There can be no certainty that a firm offer will be made, nor as to the terms on which any firm offer might be made. The Board will issue a further statement if and when appropriate. In the meantime, Home Retail Group shareholders are advised to take no action.
This announcement is being made by Home Retail Group without the prior agreement or approval of Steinhoff.
Enquiries
BofA Merrill Lynch - Financial Adviser and Corporate Broker
Jonathan Bewes +44 (0)20 7628 1000
Geoff Iles
Eamon Brabazon
Luke McMullan
RLM Finsbury - Public Relations Adviser
Rollo Head +44 (0)20 7251 3801
Important notice related to financial adviser
Merrill Lynch International ("BofA Merrill Lynch"), a subsidiary of Bank of America Corporation, is acting exclusively for Home Retail Group in connection with the matters set out in this announcement and for no one else and will not be responsible to anyone other than Home Retail Group for providing the protections afforded to its clients or for providing advice in relation to the matters set out in this announcement.
Disclosure requirements of the Code
Under Rule 8.3(a) of the Code, any person who is interested in 1% or more of any class of relevant securities of an offeree company or of any securities exchange offeror (being any offeror other than an offeror in respect of which it has been announced that its offer is, or is likely to be, solely in cash) must make an Opening Position Disclosure following the commencement of the offer period and, if later, following the announcement in which any securities exchange offeror is first identified. An Opening Position Disclosure must contain details of the person's interests and short positions in, and rights to subscribe for, any relevant securities of each of (i) the offeree company and (ii) any securities exchange offeror(s). An Opening Position Disclosure by a person to whom Rule 8.3(a) applies must be made by no later than 3.30 pm (London time) on the 10th business day following the commencement of the offer period and, if appropriate, by no later than 3.30 pm (London time) on the 10th business day following the announcement in which any securities exchange offeror is first identified. Relevant persons who deal in the relevant securities of the offeree company or of a securities exchange offeror prior to the deadline for making an Opening Position Disclosure must instead make a Dealing Disclosure.
Under Rule 8.3(b) of the Code, any person who is, or becomes, interested in 1% or more of any class of relevant securities of the offeree company or of any securities exchange offeror must make a Dealing Disclosure if the person deals in any relevant securities of the offeree company or of any securities exchange offeror. A Dealing Disclosure must contain details of the dealing concerned and of the person's interests and short positions in, and rights to subscribe for, any relevant securities of each of (i) the offeree company and (ii) any securities exchange offeror, save to the extent that these details have previously been disclosed under Rule 8. A Dealing Disclosure by a person to whom Rule 8.3(b) applies must be made by no later than 3.30 pm (London time) on the business day following the date of the relevant dealing.
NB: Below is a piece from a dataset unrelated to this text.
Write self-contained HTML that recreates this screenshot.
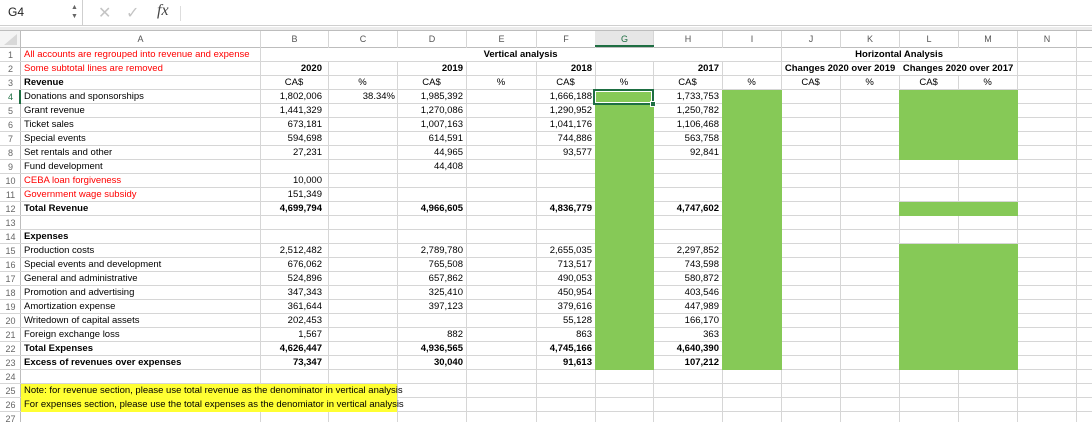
<!DOCTYPE html>
<html><head><meta charset="utf-8">
<style>
*{margin:0;padding:0;box-sizing:border-box}
body{width:1092px;height:422px;overflow:hidden;background:#fff;font-family:"Liberation Sans",sans-serif;position:relative}
.abs{position:absolute}
.vl{position:absolute;width:1px;background:#d6d6d6}
.hl{position:absolute;height:1px;background:#d6d6d6;left:0;width:1092px}
table{position:absolute;left:0;top:48px;width:1092px;border-collapse:collapse;table-layout:fixed;font-size:9.5px;color:#000;z-index:5}
td{height:14px;line-height:14px;padding:0 3px;white-space:nowrap;overflow:visible;vertical-align:middle}
td.r{text-align:right}
td.c{text-align:center}
td.n{text-align:center;color:#666;font-size:9px;padding:0}
tr.b td{font-weight:bold}
.red{color:#ff0000}
.g{background:#86c957;position:absolute;z-index:2}
.hdr{position:absolute;top:31px;height:17px;line-height:17px;text-align:center;font-size:9px;color:#555}
</style></head><body>
<div class="abs" style="left:0;top:0;width:1092px;height:26px;border-bottom:1px solid #cfcfcf;background:#fff"></div>
<div class="abs" style="left:8px;top:5px;font-size:12px;color:#222">G4</div>
<div class="abs" style="left:71px;top:3px;font-size:7px;color:#666;line-height:9px">▲<br>▼</div>
<div class="abs" style="left:82px;top:0;width:1px;height:26px;background:#cfcfcf"></div>
<div class="abs" style="left:98px;top:3px;font-size:16px;color:#c4c4c4">✕</div>
<div class="abs" style="left:126px;top:3px;font-size:16px;color:#c4c4c4">✓</div>
<div class="abs" style="left:157px;top:2px;font-size:16px;font-family:'Liberation Serif',serif;font-style:italic;color:#444">fx</div>
<div class="abs" style="left:180px;top:6px;width:1px;height:15px;background:#ddd"></div>
<div class="abs" style="left:0;top:27px;width:1092px;height:4px;background:#ececec;border-bottom:1px solid #bdbdbd"></div>
<div class="abs" style="left:0;top:47px;width:1092px;height:1px;background:#bdbdbd"></div>
<div class="abs" style="left:0;top:31px;width:21px;height:16px;background:#f4f4f4"></div>
<div class="abs" style="left:4px;top:34px;width:0;height:0;border-left:13px solid transparent;border-bottom:11px solid #d8d8d8"></div>

<div class="vl" style="left:20px;top:31px;height:391px;background:#bdbdbd"></div>
<div class="vl" style="left:260px;top:31px;height:391px"></div>
<div class="vl" style="left:328px;top:31px;height:391px"></div>
<div class="vl" style="left:397px;top:31px;height:391px"></div>
<div class="vl" style="left:466px;top:31px;height:391px"></div>
<div class="vl" style="left:536px;top:31px;height:391px"></div>
<div class="vl" style="left:595px;top:31px;height:391px"></div>
<div class="vl" style="left:653px;top:31px;height:391px"></div>
<div class="vl" style="left:722px;top:31px;height:391px"></div>
<div class="vl" style="left:781px;top:31px;height:391px"></div>
<div class="vl" style="left:840px;top:31px;height:391px"></div>
<div class="vl" style="left:899px;top:31px;height:391px"></div>
<div class="vl" style="left:958px;top:31px;height:391px"></div>
<div class="vl" style="left:1017px;top:31px;height:391px"></div>
<div class="vl" style="left:1076px;top:31px;height:391px"></div>
<div class="hl" style="top:61px"></div><div class="hl" style="top:75px"></div><div class="hl" style="top:89px"></div>
<div class="hl" style="top:103px"></div><div class="hl" style="top:117px"></div><div class="hl" style="top:131px"></div>
<div class="hl" style="top:145px"></div><div class="hl" style="top:159px"></div><div class="hl" style="top:173px"></div>
<div class="hl" style="top:187px"></div><div class="hl" style="top:201px"></div><div class="hl" style="top:215px"></div>
<div class="hl" style="top:229px"></div><div class="hl" style="top:243px"></div><div class="hl" style="top:257px"></div>
<div class="hl" style="top:271px"></div><div class="hl" style="top:285px"></div><div class="hl" style="top:299px"></div>
<div class="hl" style="top:313px"></div><div class="hl" style="top:327px"></div><div class="hl" style="top:341px"></div>
<div class="hl" style="top:355px"></div><div class="hl" style="top:369px"></div><div class="hl" style="top:383px"></div>
<div class="hl" style="top:397px"></div><div class="hl" style="top:411px"></div>

<div class="abs" style="left:261px;top:48px;width:520px;height:13px;background:#fff;z-index:1"></div>
<div class="abs" style="left:782px;top:48px;width:235px;height:13px;background:#fff;z-index:1"></div>
<div class="abs" style="left:782px;top:62px;width:235px;height:13px;background:#fff;z-index:1"></div>

<div class="g" style="left:595px;top:90px;width:59px;height:280px"></div>
<div class="g" style="left:722px;top:90px;width:60px;height:280px"></div>
<div class="g" style="left:899px;top:90px;width:119px;height:70px"></div>
<div class="g" style="left:899px;top:202px;width:119px;height:14px"></div>
<div class="g" style="left:899px;top:244px;width:119px;height:126px"></div>
<div class="abs" style="left:21px;top:384px;width:376px;height:28px;background:#ffff33;z-index:2"></div>

<div class="abs" style="left:593px;top:89px;width:61px;height:16px;border:2px solid #1e6e42;z-index:6"></div>
<div class="abs" style="left:595px;top:91px;width:57px;height:12px;border:1px solid #fff;z-index:6"></div>
<div class="abs" style="left:650px;top:101px;width:6px;height:6px;background:#1e6e42;border:1px solid #fff;z-index:7"></div>
<div class="abs" style="left:19px;top:90px;width:2px;height:14px;background:#1e6e42;z-index:6"></div>
<div class="abs" style="left:595px;top:45px;width:59px;height:2px;background:#1e6e42;z-index:6"></div>
<div class="abs" style="left:595px;top:31px;width:58px;height:14px;background:#e6e6e6"></div>

<div class="hdr" style="left:21px;width:239px">A</div>
<div class="hdr" style="left:261px;width:67px">B</div>
<div class="hdr" style="left:329px;width:68px">C</div>
<div class="hdr" style="left:398px;width:68px">D</div>
<div class="hdr" style="left:467px;width:69px">E</div>
<div class="hdr" style="left:537px;width:58px">F</div>
<div class="hdr" style="left:596px;width:57px;color:#1e6e42;z-index:7">G</div>
<div class="hdr" style="left:654px;width:68px">H</div>
<div class="hdr" style="left:723px;width:58px">I</div>
<div class="hdr" style="left:782px;width:58px">J</div>
<div class="hdr" style="left:841px;width:58px">K</div>
<div class="hdr" style="left:900px;width:58px">L</div>
<div class="hdr" style="left:959px;width:58px">M</div>
<div class="hdr" style="left:1018px;width:58px">N</div>

<table>
<colgroup>
<col style="width:21px"><col style="width:239px"><col style="width:68px"><col style="width:69px"><col style="width:69px"><col style="width:70px"><col style="width:59px"><col style="width:58px"><col style="width:69px"><col style="width:59px"><col style="width:59px"><col style="width:59px"><col style="width:59px"><col style="width:59px"><col style="width:59px"><col style="width:16px">
</colgroup>
<tr><td class="n">1</td><td class="red">All accounts are regrouped into revenue and expense</td><td colspan="8" class="c" style="font-weight:bold">Vertical analysis</td><td colspan="4" class="c" style="font-weight:bold">Horizontal Analysis</td><td></td><td></td></tr>
<tr class="b"><td class="n" style="font-weight:normal">2</td><td class="red" style="font-weight:normal">Some subtotal lines are removed</td><td class="r" style="padding-right:6px">2020</td><td></td><td class="r">2019</td><td></td><td class="r">2018</td><td></td><td class="r">2017</td><td></td><td colspan="2" class="c" style="padding:0">Changes 2020 over 2019</td><td colspan="2" class="c" style="padding:0">Changes 2020 over 2017</td><td></td><td></td></tr>
<tr><td class="n">3</td><td style="font-weight:bold">Revenue</td><td class="c">CA$</td><td class="c">%</td><td class="c">CA$</td><td class="c">%</td><td class="c">CA$</td><td class="c">%</td><td class="c">CA$</td><td class="c">%</td><td class="c">CA$</td><td class="c">%</td><td class="c">CA$</td><td class="c">%</td><td></td><td></td></tr>
<tr><td class="n" style="color:#1e6e42">4</td><td>Donations and sponsorships</td><td class="r" style="padding-right:6px">1,802,006</td><td class="r" style="padding-right:2px">38.34%</td><td class="r">1,985,392</td><td></td><td class="r">1,666,188</td><td></td><td class="r">1,733,753</td><td></td><td></td><td></td><td></td><td></td><td></td><td></td></tr>
<tr><td class="n">5</td><td>Grant revenue</td><td class="r" style="padding-right:6px">1,441,329</td><td></td><td class="r">1,270,086</td><td></td><td class="r">1,290,952</td><td></td><td class="r">1,250,782</td><td></td><td></td><td></td><td></td><td></td><td></td><td></td></tr>
<tr><td class="n">6</td><td>Ticket sales</td><td class="r" style="padding-right:6px">673,181</td><td></td><td class="r">1,007,163</td><td></td><td class="r">1,041,176</td><td></td><td class="r">1,106,468</td><td></td><td></td><td></td><td></td><td></td><td></td><td></td></tr>
<tr><td class="n">7</td><td>Special events</td><td class="r" style="padding-right:6px">594,698</td><td></td><td class="r">614,591</td><td></td><td class="r">744,886</td><td></td><td class="r">563,758</td><td></td><td></td><td></td><td></td><td></td><td></td><td></td></tr>
<tr><td class="n">8</td><td>Set rentals and other</td><td class="r" style="padding-right:6px">27,231</td><td></td><td class="r">44,965</td><td></td><td class="r">93,577</td><td></td><td class="r">92,841</td><td></td><td></td><td></td><td></td><td></td><td></td><td></td></tr>
<tr><td class="n">9</td><td>Fund development</td><td></td><td></td><td class="r">44,408</td><td></td><td></td><td></td><td></td><td></td><td></td><td></td><td></td><td></td><td></td><td></td></tr>
<tr><td class="n">10</td><td class="red">CEBA loan forgiveness</td><td class="r" style="padding-right:6px">10,000</td><td></td><td></td><td></td><td></td><td></td><td></td><td></td><td></td><td></td><td></td><td></td><td></td><td></td></tr>
<tr><td class="n">11</td><td class="red">Government wage subsidy</td><td class="r" style="padding-right:6px">151,349</td><td></td><td></td><td></td><td></td><td></td><td></td><td></td><td></td><td></td><td></td><td></td><td></td><td></td></tr>
<tr class="b"><td class="n" style="font-weight:normal">12</td><td>Total Revenue</td><td class="r" style="padding-right:6px">4,699,794</td><td></td><td class="r">4,966,605</td><td></td><td class="r">4,836,779</td><td></td><td class="r">4,747,602</td><td></td><td></td><td></td><td></td><td></td><td></td><td></td></tr>
<tr><td class="n">13</td><td></td><td></td><td></td><td></td><td></td><td></td><td></td><td></td><td></td><td></td><td></td><td></td><td></td><td></td><td></td></tr>
<tr><td class="n">14</td><td style="font-weight:bold">Expenses</td><td></td><td></td><td></td><td></td><td></td><td></td><td></td><td></td><td></td><td></td><td></td><td></td><td></td><td></td></tr>
<tr><td class="n">15</td><td>Production costs</td><td class="r" style="padding-right:6px">2,512,482</td><td></td><td class="r">2,789,780</td><td></td><td class="r">2,655,035</td><td></td><td class="r">2,297,852</td><td></td><td></td><td></td><td></td><td></td><td></td><td></td></tr>
<tr><td class="n">16</td><td>Special events and development</td><td class="r" style="padding-right:6px">676,062</td><td></td><td class="r">765,508</td><td></td><td class="r">713,517</td><td></td><td class="r">743,598</td><td></td><td></td><td></td><td></td><td></td><td></td><td></td></tr>
<tr><td class="n">17</td><td>General and administrative</td><td class="r" style="padding-right:6px">524,896</td><td></td><td class="r">657,862</td><td></td><td class="r">490,053</td><td></td><td class="r">580,872</td><td></td><td></td><td></td><td></td><td></td><td></td><td></td></tr>
<tr><td class="n">18</td><td>Promotion and advertising</td><td class="r" style="padding-right:6px">347,343</td><td></td><td class="r">325,410</td><td></td><td class="r">450,954</td><td></td><td class="r">403,546</td><td></td><td></td><td></td><td></td><td></td><td></td><td></td></tr>
<tr><td class="n">19</td><td>Amortization expense</td><td class="r" style="padding-right:6px">361,644</td><td></td><td class="r">397,123</td><td></td><td class="r">379,616</td><td></td><td class="r">447,989</td><td></td><td></td><td></td><td></td><td></td><td></td><td></td></tr>
<tr><td class="n">20</td><td>Writedown of capital assets</td><td class="r" style="padding-right:6px">202,453</td><td></td><td></td><td></td><td class="r">55,128</td><td></td><td class="r">166,170</td><td></td><td></td><td></td><td></td><td></td><td></td><td></td></tr>
<tr><td class="n">21</td><td>Foreign exchange loss</td><td class="r" style="padding-right:6px">1,567</td><td></td><td class="r">882</td><td></td><td class="r">863</td><td></td><td class="r">363</td><td></td><td></td><td></td><td></td><td></td><td></td><td></td></tr>
<tr class="b"><td class="n" style="font-weight:normal">22</td><td>Total Expenses</td><td class="r" style="padding-right:6px">4,626,447</td><td></td><td class="r">4,936,565</td><td></td><td class="r">4,745,166</td><td></td><td class="r">4,640,390</td><td></td><td></td><td></td><td></td><td></td><td></td><td></td></tr>
<tr class="b"><td class="n" style="font-weight:normal">23</td><td>Excess of revenues over expenses</td><td class="r" style="padding-right:6px">73,347</td><td></td><td class="r">30,040</td><td></td><td class="r">91,613</td><td></td><td class="r">107,212</td><td></td><td></td><td></td><td></td><td></td><td></td><td></td></tr>
<tr><td class="n">24</td><td></td><td></td><td></td><td></td><td></td><td></td><td></td><td></td><td></td><td></td><td></td><td></td><td></td><td></td><td></td></tr>
<tr><td class="n">25</td><td>Note: for revenue section, please use total revenue as the denominator in vertical analysis</td><td></td><td></td><td></td><td></td><td></td><td></td><td></td><td></td><td></td><td></td><td></td><td></td><td></td><td></td></tr>
<tr><td class="n">26</td><td>For expenses section, please use the total expenses as the denomiator in vertical analysis</td><td></td><td></td><td></td><td></td><td></td><td></td><td></td><td></td><td></td><td></td><td></td><td></td><td></td><td></td></tr>
<tr><td class="n">27</td><td></td><td></td><td></td><td></td><td></td><td></td><td></td><td></td><td></td><td></td><td></td><td></td><td></td><td></td><td></td></tr>
</table>
</body></html>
If two or more persons act together pursuant to an agreement or understanding, whether formal or informal, to acquire or control an interest in relevant securities of an offeree company or a securities exchange offeror, they will be deemed to be a single person for the purpose of Rule 8.3.
Opening Position Disclosures must also be made by the offeree company and by any offeror and Dealing Disclosures must also be made by the offeree company, by any offeror and by any persons acting in concert with any of them (see Rules 8.1, 8.2 and 8.4).
Details of the offeree and offeror companies in respect of whose relevant securities Opening Position Disclosures and Dealing Disclosures must be made, can be found in the Disclosure Table on the Panel's website at www.thetakeoverpanel.org.uk, including details of the number of relevant securities in issue, when the offer period commenced and when any offeror was first identified. You should contact the Panel's Market Surveillance Unit on +44 (0)20 7638 0129 if you are in any doubt as to whether you are required to make an Opening Position Disclosure or a Dealing Disclosure.
Rule 26.1 disclosure
In accordance with Rule 26.1 of the Code, a copy of this announcement will be available at www.Home Retail Group.com by no later than 12 noon (London time) on 22 February 2016.
The content of the website referred to in this announcement is not incorporated into and does not form part of this announcement.